Objective: The objective of the study was to compare the biomechanical and interfacial performances of EPS and PMMA-PS in sheep lumbar vertebrae in vitro.
Summary of background data: It is a great challenge for orthopedic surgeons performing transpedicular fixation in the osteoporotic spine. It was reported that either the EPS or PMMA-PS could increase the screw stability. However, there are no studies comparing the 2 kinds of screws especially in primary spinal instrumentation.
Methods: A total of 60 sheep lumbar vertebrae were randomly divided into 3 groups. A pilot hole was made in advance in all samples using the same method. Thereafter, the conventional pedicle screw (CPS) was inserted directly into the pilot hole in the CPS group; the hole in PMMA-PS group was first filled with polymethylmethacrylate (PMMA; 1.0 mL) and then inserted with CPS; and the EPS was inserted directly into the vertebrae in EPS group. After a period of 24 hours, biomechanical tests were performed to evaluate screw stability, and x-ray examination, micro-computerized tomography analysis, and histologic observation were performed to evaluate the interface between screw and bone.
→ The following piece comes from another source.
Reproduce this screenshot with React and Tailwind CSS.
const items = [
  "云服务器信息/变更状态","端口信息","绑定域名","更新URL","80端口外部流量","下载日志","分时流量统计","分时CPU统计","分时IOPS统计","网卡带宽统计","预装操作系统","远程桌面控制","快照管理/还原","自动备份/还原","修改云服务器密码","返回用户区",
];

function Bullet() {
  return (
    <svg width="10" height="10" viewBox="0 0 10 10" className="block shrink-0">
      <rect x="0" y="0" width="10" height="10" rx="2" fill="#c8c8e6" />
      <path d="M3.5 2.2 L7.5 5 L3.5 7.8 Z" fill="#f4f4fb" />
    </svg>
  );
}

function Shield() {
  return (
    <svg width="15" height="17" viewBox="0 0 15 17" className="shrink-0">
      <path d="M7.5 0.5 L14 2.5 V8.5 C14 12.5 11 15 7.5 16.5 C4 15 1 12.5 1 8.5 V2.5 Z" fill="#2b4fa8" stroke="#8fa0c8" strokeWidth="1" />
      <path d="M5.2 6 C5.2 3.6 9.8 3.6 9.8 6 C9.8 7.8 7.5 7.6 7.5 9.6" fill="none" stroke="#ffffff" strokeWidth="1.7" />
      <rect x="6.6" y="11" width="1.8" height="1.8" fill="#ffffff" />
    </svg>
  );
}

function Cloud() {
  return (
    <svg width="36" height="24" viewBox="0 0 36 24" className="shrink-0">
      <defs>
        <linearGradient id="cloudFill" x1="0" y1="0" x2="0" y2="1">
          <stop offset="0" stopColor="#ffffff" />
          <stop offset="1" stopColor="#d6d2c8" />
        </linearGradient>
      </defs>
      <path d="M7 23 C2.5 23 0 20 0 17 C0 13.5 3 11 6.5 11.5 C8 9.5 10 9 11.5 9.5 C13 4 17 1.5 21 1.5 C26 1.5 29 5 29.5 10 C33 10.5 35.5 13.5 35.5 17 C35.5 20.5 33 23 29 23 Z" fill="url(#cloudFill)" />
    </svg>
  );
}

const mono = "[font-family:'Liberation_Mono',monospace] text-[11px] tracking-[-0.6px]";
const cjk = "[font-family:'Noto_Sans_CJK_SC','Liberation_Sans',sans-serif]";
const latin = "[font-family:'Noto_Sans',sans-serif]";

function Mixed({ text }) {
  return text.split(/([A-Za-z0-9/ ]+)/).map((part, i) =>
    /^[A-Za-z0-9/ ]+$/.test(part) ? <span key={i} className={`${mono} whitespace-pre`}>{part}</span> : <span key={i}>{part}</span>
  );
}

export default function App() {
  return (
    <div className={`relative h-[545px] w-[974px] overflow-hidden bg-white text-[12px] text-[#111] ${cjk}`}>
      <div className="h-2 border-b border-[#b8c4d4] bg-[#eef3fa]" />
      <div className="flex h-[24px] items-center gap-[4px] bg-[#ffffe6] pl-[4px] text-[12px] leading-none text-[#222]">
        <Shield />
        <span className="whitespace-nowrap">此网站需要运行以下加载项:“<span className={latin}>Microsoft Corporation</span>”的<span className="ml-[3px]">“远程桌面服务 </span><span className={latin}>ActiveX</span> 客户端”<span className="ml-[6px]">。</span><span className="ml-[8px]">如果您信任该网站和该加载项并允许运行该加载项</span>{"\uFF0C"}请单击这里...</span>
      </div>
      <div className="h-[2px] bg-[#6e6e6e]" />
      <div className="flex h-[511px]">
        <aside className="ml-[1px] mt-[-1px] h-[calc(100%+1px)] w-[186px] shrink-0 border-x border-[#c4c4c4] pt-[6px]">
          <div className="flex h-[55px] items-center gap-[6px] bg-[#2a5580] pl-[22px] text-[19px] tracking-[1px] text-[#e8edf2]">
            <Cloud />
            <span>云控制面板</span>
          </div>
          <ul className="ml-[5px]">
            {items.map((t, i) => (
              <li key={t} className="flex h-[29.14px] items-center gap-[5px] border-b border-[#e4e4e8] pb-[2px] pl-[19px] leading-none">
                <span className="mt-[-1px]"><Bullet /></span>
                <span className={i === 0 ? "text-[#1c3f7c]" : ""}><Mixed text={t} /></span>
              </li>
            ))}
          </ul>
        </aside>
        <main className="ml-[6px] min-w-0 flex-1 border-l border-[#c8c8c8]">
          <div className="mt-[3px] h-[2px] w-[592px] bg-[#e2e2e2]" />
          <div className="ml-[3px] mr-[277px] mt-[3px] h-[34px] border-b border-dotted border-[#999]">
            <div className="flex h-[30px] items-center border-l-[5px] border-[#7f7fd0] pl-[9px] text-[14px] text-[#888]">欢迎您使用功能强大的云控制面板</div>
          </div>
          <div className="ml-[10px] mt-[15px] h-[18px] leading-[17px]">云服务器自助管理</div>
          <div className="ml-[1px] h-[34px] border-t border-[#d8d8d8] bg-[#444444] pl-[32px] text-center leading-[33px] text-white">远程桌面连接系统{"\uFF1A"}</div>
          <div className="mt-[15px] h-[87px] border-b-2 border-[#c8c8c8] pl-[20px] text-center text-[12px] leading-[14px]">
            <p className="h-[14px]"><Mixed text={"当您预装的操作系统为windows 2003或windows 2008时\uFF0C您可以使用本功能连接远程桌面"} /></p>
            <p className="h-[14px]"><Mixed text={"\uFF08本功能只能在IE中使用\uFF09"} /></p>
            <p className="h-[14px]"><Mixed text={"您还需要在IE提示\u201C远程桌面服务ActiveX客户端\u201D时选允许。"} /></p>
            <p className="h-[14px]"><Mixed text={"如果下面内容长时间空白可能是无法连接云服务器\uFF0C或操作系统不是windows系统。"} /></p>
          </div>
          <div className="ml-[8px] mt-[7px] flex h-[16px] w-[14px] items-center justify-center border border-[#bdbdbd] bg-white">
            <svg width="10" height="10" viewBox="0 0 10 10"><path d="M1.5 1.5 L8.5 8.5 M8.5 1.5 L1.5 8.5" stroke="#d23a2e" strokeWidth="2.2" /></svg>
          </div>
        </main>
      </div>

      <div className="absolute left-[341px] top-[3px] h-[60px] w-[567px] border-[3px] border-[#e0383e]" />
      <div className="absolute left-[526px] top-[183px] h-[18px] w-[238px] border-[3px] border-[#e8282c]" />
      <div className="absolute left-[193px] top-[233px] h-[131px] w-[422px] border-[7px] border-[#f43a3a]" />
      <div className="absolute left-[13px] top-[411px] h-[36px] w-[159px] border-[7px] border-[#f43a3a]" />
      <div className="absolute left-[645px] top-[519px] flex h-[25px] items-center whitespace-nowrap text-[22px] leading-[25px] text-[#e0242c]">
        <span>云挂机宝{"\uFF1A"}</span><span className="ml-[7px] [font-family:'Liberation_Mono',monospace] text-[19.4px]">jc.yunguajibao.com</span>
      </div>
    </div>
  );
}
Results: Compared with the stability of CPS, those of EPS and PMMA-PS were significantly enhanced. However, no significant differences were detected between the stabilities of EPS and PMMA-PS. The PMMA surrounding the screw blocked direct contact between bone and screw and formed a "screw-PMMA-bone" interface in the PMMA-PS group. There was a "screw-bone" interface in both CPS and EPS groups. Nevertheless, the expanded anterior part of EPS formed a claw-like structure pressing the surrounding bone trabeculae, which made the local bone tissue more compacted and denser than that in the CPS group.
Conclusions: EPS can enhance the screw stability as markedly as the traditional PMMA-PS in primary surgery, and EPS can form a better immediate interface between screw and bone compared with PMMA-PS. EPS also can effectively avoid thermal injury, leakage, and compression caused by PMMA. A great feasibility was proved in this study to perform comparisons between the 2 kinds of pedicle screws in osteoporotic sheep vertebrae in vivo in the further research. In conclusion, we propose that EPS has a great application potential in augmentation of screw stability in the clinic.